With fewer fluent speakers, demand for teachers of Indigenous languages is on the rise
Schools struggle to find people who can speak languages fluently, have teaching degrees
A trend toward "Indigenizing" programming in schools by bringing Indigenous culture and languages into the classroom has led to a demand for teachers who are fluent in Indigenous languages. But with the number of Indigenous language speakers on the decline, school divisions have had a hard time finding qualified and certified teachers.
"We had some difficulty, looking for Dakota language teachers. Not a lot of people are seeing that as a career," said Kevin Tacan.
Tacan, is a Dakota knowledge keeper, and has been working with the Brandon School Division in Manitoba for 21 years. The school division is in its second year of offering high school courses on Indigenous languages, but they've had a hard time filling the Dakota language position in time for the new year.
"We're trying to bring that self-esteem and confidence back to our youth, because at that age — just a little bit behind puberty — our young people are supposed to be doing their vision quests and ceremonies. Their language is important for those types of things," said Tacan.
"If they don't have those, they're not going to understand the importance of them."
According to census data, the number of people in Canada who spoke an Aboriginal mother tongue dropped from almost 26 per cent in 1996 to 14.5 per cent in 2011, which has led to efforts to revitalize Indigenous languages.
Tacan has been working hard to get the Dakota language taught inside a high school classroom. He is also hoping that more young people take on the role of language revitalization.
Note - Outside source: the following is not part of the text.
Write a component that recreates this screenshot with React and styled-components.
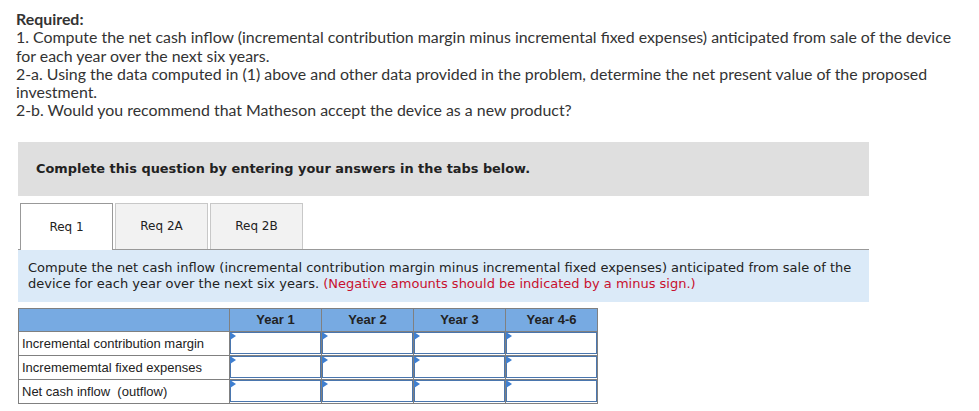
import React from 'react';
import styled, { createGlobalStyle } from 'styled-components';

const GlobalStyle = createGlobalStyle`
  body {
    margin: 0;
    background: #fff;
  }
`;

const Page = styled.div`
  padding: 10px 0 0 16px;
  width: 936px;
`;

const Required = styled.div`
  font-family: Lato, "Liberation Sans", sans-serif;
  font-size: 15.9px;
  line-height: 18.3px;
  color: #333;
`;

const Heading = styled.div`
  font-weight: 700;
`;

const Panel = styled.div`
  margin: 22px 0 0 2px;
  width: 851px;
`;

const Banner = styled.div`
  background: #dfdfdf;
  height: 54px;
  display: flex;
  align-items: center;
  padding-left: 18px;
  font-family: "DejaVu Sans", Verdana, sans-serif;
  font-weight: 700;
  font-size: 12.9px;
  color: #222;
`;

const TabRow = styled.div`
  display: flex;
  gap: 2px;
  margin-top: 7px;
  padding-left: 2px;
  border-bottom: 1px solid #999;
`;

const Tab = styled.div`
  width: 93px;
  box-sizing: border-box;
  display: flex;
  align-items: center;
  justify-content: center;
  font-family: "DejaVu Sans", Verdana, sans-serif;
  font-size: 12px;
  color: #222;
  background: ${p => (p.active ? '#fff' : '#f2f2f2')};
  border: 1px solid ${p => (p.active ? '#999' : '#c8c8c8')};
  border-bottom: none;
  margin-bottom: ${p => (p.active ? '-1px' : '0')};
  height: ${p => (p.active ? '47px' : '46px')};
`;

const Info = styled.div`
  background: #dbeaf8;
  padding: 10px;
  font-family: "DejaVu Sans", Verdana, sans-serif;
  font-size: 13px;
  line-height: 16px;
  color: #222;
`;

const Warn = styled.span`
  color: #c8102e;
`;

const Table = styled.table`
  margin-top: 6px;
  border-collapse: collapse;
  font-family: "Liberation Sans", Arial, sans-serif;
  font-size: 13px;
  color: #222;
`;

const HeadCell = styled.th`
  background: #77aae2;
  border: 1px solid #808080;
  height: 22px;
  padding: 0;
  width: ${p => p.w}px;
  font-weight: 700;
  text-align: center;
  color: #222;
`;

const LabelCell = styled.td`
  border: 1px solid #808080;
  height: 23px;
  padding: 0 0 0 3px;
  white-space: pre;
`;

const InputCell = styled.td`
  border: 1px solid #808080;
  padding: 0;
  height: 23px;
`;

const InputBox = styled.div`
  position: relative;
  height: 20px;
  border: 1.5px solid #4a76ae;
  background: #fff;
  &::before {
    content: '';
    position: absolute;
    left: -1px;
    top: -1px;
    border-left: 6px solid #3f7fd0;
    border-top: 4px solid transparent;
    border-bottom: 4px solid transparent;
  }
`;

const years = ['Year 1', 'Year 2', 'Year 3', 'Year 4-6'];
const rows = [
  'Incremental contribution margin',
  'Incremememtal fixed expenses',
  'Net cash inflow  (outflow)',
];

export default function App() {
  return (
    <Page>
      <GlobalStyle />
      <Required>
        <Heading>Required:</Heading>
        <div>
          1. Compute the net cash inflow (incremental contribution margin minus incremental fixed expenses) anticipated
          from sale of the device for each year over the next six years.
        </div>
        <div>
          2-a. Using the data computed in (1) above and other data provided in the problem, determine the net present
          value of the proposed investment.
        </div>
        <div>2-b. Would you recommend that Matheson accept the device as a new product?</div>
      </Required>

      <Panel>
        <Banner>Complete this question by entering your answers in the tabs below.</Banner>
        <TabRow>
          <Tab active>Req 1</Tab>
          <Tab>Req 2A</Tab>
          <Tab>Req 2B</Tab>
        </TabRow>
        <Info>
          Compute the net cash inflow (incremental contribution margin minus incremental fixed expenses) anticipated from
          sale of the device for each year over the next six years.{' '}
          <Warn>(Negative amounts should be indicated by a minus sign.)</Warn>
        </Info>
        <Table>
          <thead>
            <tr>
              <HeadCell w={210} />
              {years.map(y => (
                <HeadCell key={y} w={91}>
                  {y}
                </HeadCell>
              ))}
            </tr>
          </thead>
          <tbody>
            {rows.map(r => (
              <tr key={r}>
                <LabelCell>{r}</LabelCell>
                {years.map(y => (
                  <InputCell key={y}>
                    <InputBox />
                  </InputCell>
                ))}
              </tr>
            ))}
          </tbody>
        </Table>
      </Panel>
    </Page>
  );
}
"It would be good to see a lot of our younger people who are passionate about the language take the language up and work towards making that a career option," said Tacan.
Tacan said it's important for young people to learn the language in classrooms because it "gives them that opportunity to look at education differently, through Indigenous eyes."
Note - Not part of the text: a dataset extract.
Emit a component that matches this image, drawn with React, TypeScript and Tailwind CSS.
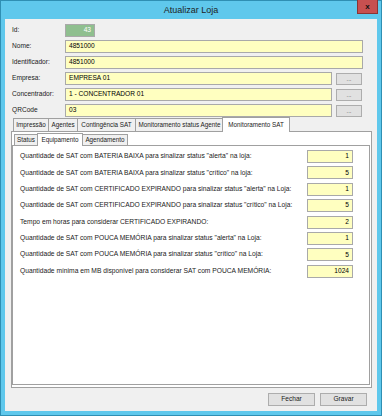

Although the Brandon School Division has had trouble filling the Dakota language teaching position, Tacan said it expects to fill the job by next week.
The demand for certified language teachers
The Brandon School division currently offers up to four high school credits in four different Indigenous languages — Cree, Anishinaabe, Dakota and Michif.
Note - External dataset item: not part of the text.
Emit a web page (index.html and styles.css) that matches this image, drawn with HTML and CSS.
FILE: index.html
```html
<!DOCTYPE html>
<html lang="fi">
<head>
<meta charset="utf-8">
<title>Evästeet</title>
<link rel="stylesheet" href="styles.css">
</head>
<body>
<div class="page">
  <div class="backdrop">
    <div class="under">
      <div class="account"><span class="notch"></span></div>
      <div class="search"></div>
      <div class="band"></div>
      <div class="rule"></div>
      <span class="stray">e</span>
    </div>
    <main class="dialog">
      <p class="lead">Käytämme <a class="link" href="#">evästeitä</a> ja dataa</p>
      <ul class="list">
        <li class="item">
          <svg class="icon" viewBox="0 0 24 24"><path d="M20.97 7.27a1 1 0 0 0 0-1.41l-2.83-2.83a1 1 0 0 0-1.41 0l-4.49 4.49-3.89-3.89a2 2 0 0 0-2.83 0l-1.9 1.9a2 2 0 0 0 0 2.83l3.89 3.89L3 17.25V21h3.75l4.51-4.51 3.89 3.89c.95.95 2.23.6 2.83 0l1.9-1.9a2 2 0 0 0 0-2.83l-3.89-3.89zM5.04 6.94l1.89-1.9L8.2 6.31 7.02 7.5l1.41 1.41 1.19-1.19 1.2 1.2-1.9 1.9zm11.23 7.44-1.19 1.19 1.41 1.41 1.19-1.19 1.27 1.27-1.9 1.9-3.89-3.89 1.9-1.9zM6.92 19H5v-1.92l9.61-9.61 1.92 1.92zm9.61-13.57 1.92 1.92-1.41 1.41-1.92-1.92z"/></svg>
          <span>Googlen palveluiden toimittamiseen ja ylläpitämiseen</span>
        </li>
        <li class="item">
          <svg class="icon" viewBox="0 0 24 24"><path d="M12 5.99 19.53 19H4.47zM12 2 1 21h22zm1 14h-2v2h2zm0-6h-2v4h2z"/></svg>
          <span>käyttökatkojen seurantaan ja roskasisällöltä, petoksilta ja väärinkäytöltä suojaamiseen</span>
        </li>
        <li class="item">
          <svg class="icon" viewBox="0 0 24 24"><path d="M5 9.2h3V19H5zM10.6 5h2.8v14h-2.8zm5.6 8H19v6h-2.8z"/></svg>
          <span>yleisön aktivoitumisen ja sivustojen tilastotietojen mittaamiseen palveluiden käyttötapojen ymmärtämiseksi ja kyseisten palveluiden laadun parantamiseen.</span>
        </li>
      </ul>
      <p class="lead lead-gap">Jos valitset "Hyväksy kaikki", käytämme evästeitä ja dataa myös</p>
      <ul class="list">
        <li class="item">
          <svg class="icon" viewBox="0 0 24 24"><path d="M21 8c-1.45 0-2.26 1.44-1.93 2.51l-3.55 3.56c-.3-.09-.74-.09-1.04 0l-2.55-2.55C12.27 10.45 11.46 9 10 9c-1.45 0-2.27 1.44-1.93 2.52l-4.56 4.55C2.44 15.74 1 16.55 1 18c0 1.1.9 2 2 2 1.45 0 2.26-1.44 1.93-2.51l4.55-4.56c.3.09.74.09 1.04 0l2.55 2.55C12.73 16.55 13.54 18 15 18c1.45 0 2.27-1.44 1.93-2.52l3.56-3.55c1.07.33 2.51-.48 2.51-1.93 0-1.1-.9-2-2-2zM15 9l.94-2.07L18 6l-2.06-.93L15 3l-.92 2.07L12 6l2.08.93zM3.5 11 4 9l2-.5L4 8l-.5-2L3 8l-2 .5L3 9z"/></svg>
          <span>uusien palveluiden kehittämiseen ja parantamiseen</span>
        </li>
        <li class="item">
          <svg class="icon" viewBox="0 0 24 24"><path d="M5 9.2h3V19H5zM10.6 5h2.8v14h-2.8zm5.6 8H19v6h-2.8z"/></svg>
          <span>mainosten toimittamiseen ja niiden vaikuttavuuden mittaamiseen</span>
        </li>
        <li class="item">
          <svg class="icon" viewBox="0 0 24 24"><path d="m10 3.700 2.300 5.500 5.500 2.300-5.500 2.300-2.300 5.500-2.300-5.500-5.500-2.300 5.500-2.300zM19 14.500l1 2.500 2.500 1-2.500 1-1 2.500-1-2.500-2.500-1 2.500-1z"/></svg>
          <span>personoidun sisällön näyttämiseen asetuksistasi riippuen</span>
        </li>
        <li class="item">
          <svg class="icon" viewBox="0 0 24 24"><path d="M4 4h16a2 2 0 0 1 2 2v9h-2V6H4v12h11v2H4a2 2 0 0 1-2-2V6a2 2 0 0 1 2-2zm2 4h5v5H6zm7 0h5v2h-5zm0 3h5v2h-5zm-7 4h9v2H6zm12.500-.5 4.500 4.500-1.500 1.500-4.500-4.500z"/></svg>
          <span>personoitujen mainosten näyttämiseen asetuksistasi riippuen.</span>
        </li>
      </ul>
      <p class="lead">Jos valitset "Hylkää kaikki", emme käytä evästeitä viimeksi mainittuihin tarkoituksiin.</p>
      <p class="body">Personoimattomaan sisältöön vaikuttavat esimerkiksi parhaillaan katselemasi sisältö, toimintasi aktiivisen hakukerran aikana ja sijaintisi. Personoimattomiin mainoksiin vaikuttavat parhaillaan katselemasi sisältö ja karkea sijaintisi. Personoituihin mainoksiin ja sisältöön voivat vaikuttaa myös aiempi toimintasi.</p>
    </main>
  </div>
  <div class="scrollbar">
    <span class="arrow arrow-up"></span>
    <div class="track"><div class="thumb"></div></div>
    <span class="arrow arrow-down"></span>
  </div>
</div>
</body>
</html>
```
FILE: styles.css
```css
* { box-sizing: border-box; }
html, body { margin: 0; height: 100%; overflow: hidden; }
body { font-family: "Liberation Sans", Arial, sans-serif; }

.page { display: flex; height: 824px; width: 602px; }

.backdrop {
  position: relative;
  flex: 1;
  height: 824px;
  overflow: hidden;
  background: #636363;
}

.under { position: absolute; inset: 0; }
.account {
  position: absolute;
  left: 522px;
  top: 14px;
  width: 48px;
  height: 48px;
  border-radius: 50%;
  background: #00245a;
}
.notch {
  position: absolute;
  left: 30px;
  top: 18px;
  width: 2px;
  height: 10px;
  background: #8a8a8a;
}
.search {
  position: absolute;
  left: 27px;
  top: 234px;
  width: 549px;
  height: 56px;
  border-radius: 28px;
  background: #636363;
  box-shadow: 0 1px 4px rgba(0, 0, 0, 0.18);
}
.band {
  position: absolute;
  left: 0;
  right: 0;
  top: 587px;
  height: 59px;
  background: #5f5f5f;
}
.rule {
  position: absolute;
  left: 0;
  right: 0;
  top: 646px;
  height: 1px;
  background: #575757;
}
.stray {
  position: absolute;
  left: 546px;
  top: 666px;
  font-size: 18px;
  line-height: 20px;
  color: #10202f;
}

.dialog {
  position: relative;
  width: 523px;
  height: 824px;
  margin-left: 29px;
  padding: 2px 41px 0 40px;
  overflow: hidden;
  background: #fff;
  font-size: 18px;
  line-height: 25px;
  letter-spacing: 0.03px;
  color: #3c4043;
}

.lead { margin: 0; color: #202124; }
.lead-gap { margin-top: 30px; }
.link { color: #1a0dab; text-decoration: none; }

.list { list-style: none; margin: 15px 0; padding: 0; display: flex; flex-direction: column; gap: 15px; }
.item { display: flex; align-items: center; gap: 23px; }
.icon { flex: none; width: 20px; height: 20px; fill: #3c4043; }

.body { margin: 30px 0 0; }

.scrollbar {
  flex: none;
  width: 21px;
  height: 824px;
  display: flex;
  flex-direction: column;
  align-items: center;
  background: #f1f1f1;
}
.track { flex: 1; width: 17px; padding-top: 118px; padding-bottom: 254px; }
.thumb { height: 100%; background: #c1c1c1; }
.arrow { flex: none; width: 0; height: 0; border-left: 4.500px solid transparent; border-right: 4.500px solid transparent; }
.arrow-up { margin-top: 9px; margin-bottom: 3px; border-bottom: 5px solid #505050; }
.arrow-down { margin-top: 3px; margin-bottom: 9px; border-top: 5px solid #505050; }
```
The Michif language highlights a need for a different way of hiring teachers.
In Manitoba, anyone who is teaching high school needs a bachelor of education degree. However, with languages like Michif which are rapidly declining, there aren't many fluent speakers who also hold a degree.
"To be honest, it's difficult," said Mathew Gustafson, the Brandon School Division's assistant superintendent.
"We've been extremely blessed to have fluent speakers in the community to assist with [finding teachers]."
The lack of qualified teachers who speak languages like Michif has led to the division using limited teaching permits, which the division has to apply for each year. The permits grant teachers special permission to teach without holding an education degree.
Bilingual immersion program recognizes strength of languages
Rob Riel is the Winnipeg School Division's director of Aboriginal education and newcomer services. He said the division offers Indigenous language classes in at least five schools within the division.
The school division has been able to find language speakers to teach the classes, but has had a hard time keeping them from moving to other jobs.
"There's such a need right now for these types of positions because everybody is realizing the strength and enhancements that they can do to their programming and the support that the students can get — and are asking for. So they're in high demand."
In an effort to strengthen Indigenous languages, the Winnipeg School Division has implemented Ojibway and Cree bilingual classes for elementary students at Isaac Brock, a kindergarten to Grade 9 school in the city.
The bilingual program started last year with the first group of students in kindergarten. Riel is hopeful the program will be able to expand to older students in the future.
"Our problem will be getting language people — everybody is gunning for them. They're a very important part what's happening right now in schools, " said Riel.